Wireless networks and laptops are very popular for their ease of use and portability. The Internet can be reached via radio waves without having to plug your machine into a network. It is with the same ease of connecting that malicious individuals connect to unprotected networks. Attackers conduct drive-by eavesdropping, called 'war driving' to listen in on unsecured devices in homes and businesses. Take the following steps to secure any wireless equipment. Consult your equipment's manual for specific details.

  • Change the default passwords and default SSID, which is an identifier that is sometimes referred to as the "network name". Each wireless device comes with its own default settings, some of which inherently contain security vulnerabilities. Most default passwords are known to hackers.

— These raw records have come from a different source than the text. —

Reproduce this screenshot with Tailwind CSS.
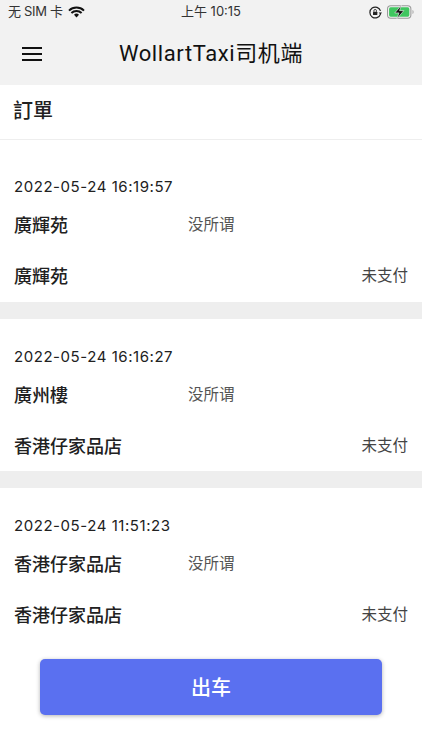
<!DOCTYPE html>
<html lang="zh-Hant"><head><meta charset="utf-8">
<script src="https://cdn.jsdelivr.net/npm/@tailwindcss/browser@4"></script>
</head>
<body class="bg-white">
<div class="w-[422px] h-[750px] overflow-hidden relative bg-white text-[#212121] font-['Roboto','Noto_Sans_CJK_SC',sans-serif]">
  <div class="bg-[#f2f2f2] h-[85px] flex flex-col">
    <div class="h-[24px] grid grid-cols-3 items-center px-2 text-[13px] text-[#333] font-['Inter','Noto_Sans_CJK_SC',sans-serif]">
      <div class="flex items-center gap-[5px]"><span class="whitespace-nowrap tracking-[-0.3px]">无 SIM 卡</span>
        <svg width="17" height="12" viewBox="0 0 17 12"><path d="M8.5 11.5 6 8.8a3.6 3.6 0 0 1 5 0z" fill="#111"/><path d="M1 4.6a10.8 10.8 0 0 1 15 0M3.4 7a7.4 7.4 0 0 1 10.2 0" fill="none" stroke="#111" stroke-width="2"/></svg>
      </div>
      <div class="text-center whitespace-nowrap">上午 10:15</div>
      <div class="flex items-center justify-end gap-[5px] pr-0">
        <svg width="13" height="13" viewBox="0 0 12 12"><path d="M10.6 4.5A5 5 0 1 0 10.6 7.5" fill="none" stroke="#222" stroke-width="1.1"/><path d="M9 6 12 6 10.5 8z" fill="#222"/><rect x="3.7" y="5.3" width="4" height="3" rx=".5" fill="#222"/><path d="M4.5 5.3V4.4a1.2 1.2 0 0 1 2.4 0v.9" fill="none" stroke="#222" stroke-width=".8"/></svg>
        <svg width="27" height="14" viewBox="0 0 26 13"><rect x=".5" y=".5" width="22.5" height="12" rx="3" fill="none" stroke="#999"/><rect x="2" y="2" width="19.5" height="9" rx="1.5" fill="#3fc65f"/><path d="M24.4 4.5c1 .3 1.4 1 1.4 2s-.4 1.7-1.4 2z" fill="#bbb"/><path d="M13.8 0 7.5 7.4h4L9.6 13l6.6-7.8h-4.1z" fill="#111" stroke="#f2f2f2" stroke-width=".6"/></svg>
      </div>
    </div>
    <div class="flex-1 flex items-center relative pb-[2px]">
      <div class="ml-[22px] w-[20px] flex flex-col gap-[4px]">
        <span class="h-[2px] bg-[#111]"></span><span class="h-[2px] bg-[#111]"></span><span class="h-[2px] bg-[#111]"></span>
      </div>
      <div class="absolute left-0 right-0 top-[13px] text-center text-[22px] tracking-[0.6px] text-[#111]">WollartTaxi司机端</div>
    </div>
  </div>

  <div class="h-[55px] border-b border-[#eee] px-[13px] flex items-center text-[20px] font-medium pb-[2px]">訂單</div>

  <div class="pt-[10px]">
    <section class="h-[152px] px-[14px] pt-[27px] flex flex-col">
      <div class="text-[15px] leading-[20px] tracking-[0.55px] font-['Inter']">2022-05-24 16:19:57</div>
      <div class="mt-[16px] flex items-center h-[24px]"><span class="w-[174px] text-[18px] font-medium">廣輝苑</span><span class="text-[15.5px] text-[#555] translate-y-[1px]">没所谓</span></div>
      <div class="mt-[27px] flex items-center justify-between h-[24px]"><span class="text-[18px] font-medium">廣輝苑</span><span class="text-[15.5px] text-[#444] translate-y-[1px]">未支付</span></div>
    </section>
    <div class="h-[17px] bg-[#eeeeee]"></div>
    <section class="h-[152px] px-[14px] pt-[28px] flex flex-col">
      <div class="text-[15px] leading-[20px] tracking-[0.55px] font-['Inter']">2022-05-24 16:16:27</div>
      <div class="mt-[16px] flex items-center h-[24px]"><span class="w-[174px] text-[18px] font-medium">廣州樓</span><span class="text-[15.5px] text-[#555] translate-y-[1px]">没所谓</span></div>
      <div class="mt-[27px] flex items-center justify-between h-[24px]"><span class="text-[18px] font-medium">香港仔家品店</span><span class="text-[15.5px] text-[#444] translate-y-[1px]">未支付</span></div>
    </section>
    <div class="h-[17px] bg-[#eeeeee]"></div>
    <section class="h-[152px] px-[14px] pt-[28px] flex flex-col">
      <div class="text-[15px] leading-[20px] tracking-[0.55px] font-['Inter']">2022-05-24 11:51:23</div>
      <div class="mt-[16px] flex items-center h-[24px]"><span class="w-[174px] text-[18px] font-medium">香港仔家品店</span><span class="text-[15.5px] text-[#555] translate-y-[1px]">没所谓</span></div>
      <div class="mt-[27px] flex items-center justify-between h-[24px]"><span class="text-[18px] font-medium">香港仔家品店</span><span class="text-[15.5px] text-[#444] translate-y-[1px]">未支付</span></div>
    </section>
  </div>

  <button class="absolute left-[40px] top-[659px] w-[342px] h-[56px] pt-[2px] rounded-[5px] bg-[#5a70f0] text-white text-[20px] font-medium shadow-[0_1px_4px_rgba(0,0,0,0.3)]">出车</button>
</div>
</body></html>
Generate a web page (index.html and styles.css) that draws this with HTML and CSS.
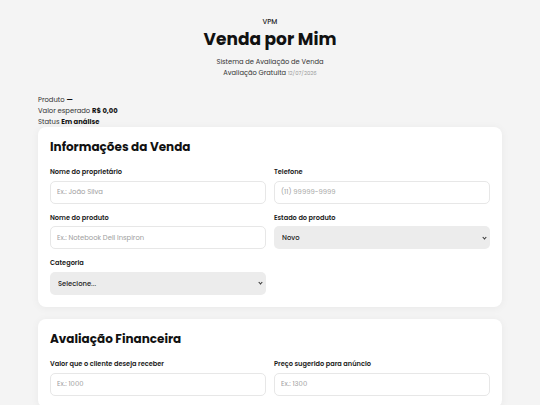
FILE: index.html
```html
<!DOCTYPE html>
<html lang="pt-BR">
<head>
<meta charset="utf-8">
<title>Venda por Mim</title>
<link rel="stylesheet" href="styles.css">
</head>
<body>
<div class="page">
  <header class="hero">
    <div class="brand">VPM</div>
    <h1 class="title">Venda por Mim</h1>
    <p class="subtitle first">Sistema de Avaliação de Venda</p>
    <p class="subtitle">Avaliação Gratuita <span class="date">12/07/2026</span></p>
  </header>

  <div class="summary">
    <div>Produto <b>—</b></div>
    <div>Valor esperado <b>R$ 0,00</b></div>
    <div>Status <b>Em análise</b></div>
  </div>

  <section class="card">
    <h2 class="card-title">Informações da Venda</h2>
    <div class="grid">
      <div class="field">
        <label class="label">Nome do proprietário</label>
        <input class="input" type="text" placeholder="Ex.: João Silva">
      </div>
      <div class="field">
        <label class="label">Telefone</label>
        <input class="input" type="text" placeholder="(11) 99999-9999">
      </div>
      <div class="field">
        <label class="label">Nome do produto</label>
        <input class="input" type="text" placeholder="Ex.: Notebook Dell Inspiron">
      </div>
      <div class="field">
        <label class="label">Estado do produto</label>
        <div class="select-wrap"><select class="select"><option>Novo</option></select></div>
      </div>
      <div class="field">
        <label class="label">Categoria</label>
        <div class="select-wrap"><select class="select"><option>Selecione...</option></select></div>
      </div>
    </div>
  </section>

  <section class="card">
    <h2 class="card-title">Avaliação Financeira</h2>
    <div class="grid">
      <div class="field">
        <label class="label">Valor que o cliente deseja receber</label>
        <input class="input" type="text" placeholder="Ex.: 1000">
      </div>
      <div class="field">
        <label class="label">Preço sugerido para anúncio</label>
        <input class="input" type="text" placeholder="Ex.: 1300">
      </div>
    </div>
  </section>
</div>
</body>
</html>
```

FILE: styles.css
```css
* { box-sizing: border-box; }
html, body { margin: 0; padding: 0; }
body {
  background: #f4f4f4;
  font-family: "Poppins", "Inter", "Noto Sans", sans-serif;
  color: #151515;
}
.page {
  width: 464px;
  margin: 0 auto;
}
.hero {
  text-align: center;
  padding-top: 17px;
}
.brand {
  font-size: 6.8px;
  line-height: 10px;
  font-weight: 500;
  color: #222;
}
.title {
  margin: 1px 0 0;
  font-size: 17px;
  line-height: 22px;
  font-weight: 700;
  color: #111;
}
.subtitle {
  margin: 0;
  font-size: 6.7px;
  line-height: 11px;
  color: #333;
}
.subtitle.first { margin-top: 6px; }
.date {
  font-size: 5.3px;
  color: #999;
}
.summary {
  margin-top: 15px;
  font-size: 6.8px;
  line-height: 11px;
  color: #333;
}
.summary b { color: #111; font-weight: 700; }
.card {
  background: #fff;
  border-radius: 8px;
  box-shadow: 0 1px 8px rgba(0,0,0,0.05);
  padding: 11px 12px 12.5px;
  margin-bottom: 12px;
}
.card-title {
  margin: 0 0 11px;
  font-size: 12px;
  line-height: 18px;
  font-weight: 700;
  color: #111;
}
.grid {
  display: grid;
  grid-template-columns: 1fr 1fr;
  column-gap: 8px;
  row-gap: 9px;
}
.field { display: flex; flex-direction: column; }
.label {
  font-size: 6.6px;
  line-height: 10px;
  font-weight: 600;
  color: #1a1a1a;
  margin-bottom: 3.5px;
}
.input, .select {
  height: 23px;
  border-radius: 5px;
  font-family: inherit;
  font-size: 6.8px;
  width: 100%;
  display: block;
}
.input {
  border: 1px solid #e7e7e7;
  background: #fff;
  padding: 0 6px;
  color: #222;
}
.input::placeholder { color: #a0a0a0; }
.select-wrap { position: relative; }
.select {
  -webkit-appearance: none;
  appearance: none;
  border: none;
  background: #ececec;
  padding: 0 8px;
  color: #222;
  font-weight: 500;
}
.select-wrap::after {
  content: "";
  position: absolute;
  right: 4px;
  top: 9.5px;
  width: 2px;
  height: 2px;
  border-right: 1px solid #333;
  border-bottom: 1px solid #333;
  transform: rotate(45deg);
}
```
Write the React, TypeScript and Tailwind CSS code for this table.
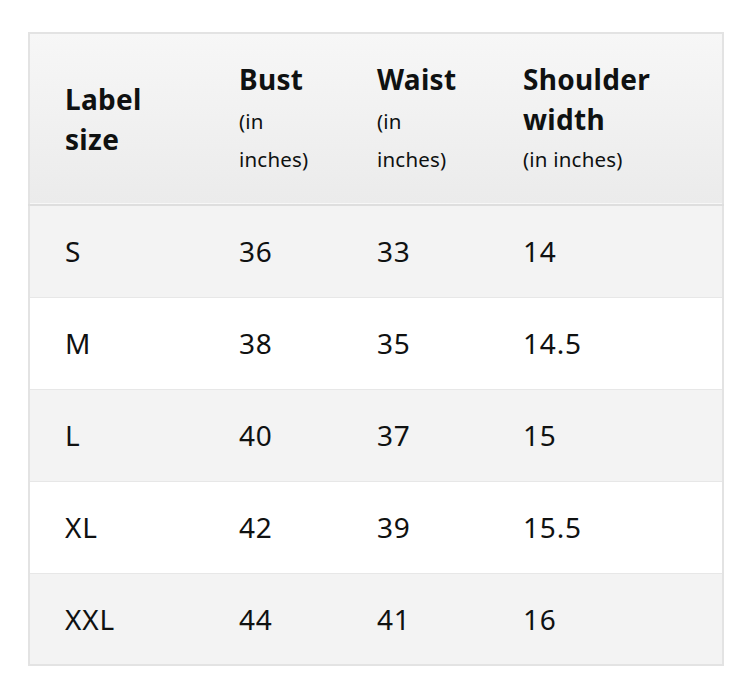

  • SSIDs should not contain the organization's name or any other identifying information about the organization, the department in which it is located, or its function.
  • Turn off broadcasting the SSID if possible; this will make it more difficult for a hacker to gather your SSID information.
  • Turn on encryption - Encryption settings should be set for the strongest encryption available in the product.
  • Change the default cryptographic key - Many vendors use identical shared keys in their factory settings.
  • Use MAC ACL filtering - Networks use a unique hardware address identifier called a MAC, to help regulate communications between machines on the same network. The MAC Access Control List (ACL) can permit certain MAC addresses access to the network while denying access to other MAC addresses, limiting access to only authorized computers.
  • All organizations should have a policy regarding use of wireless devices.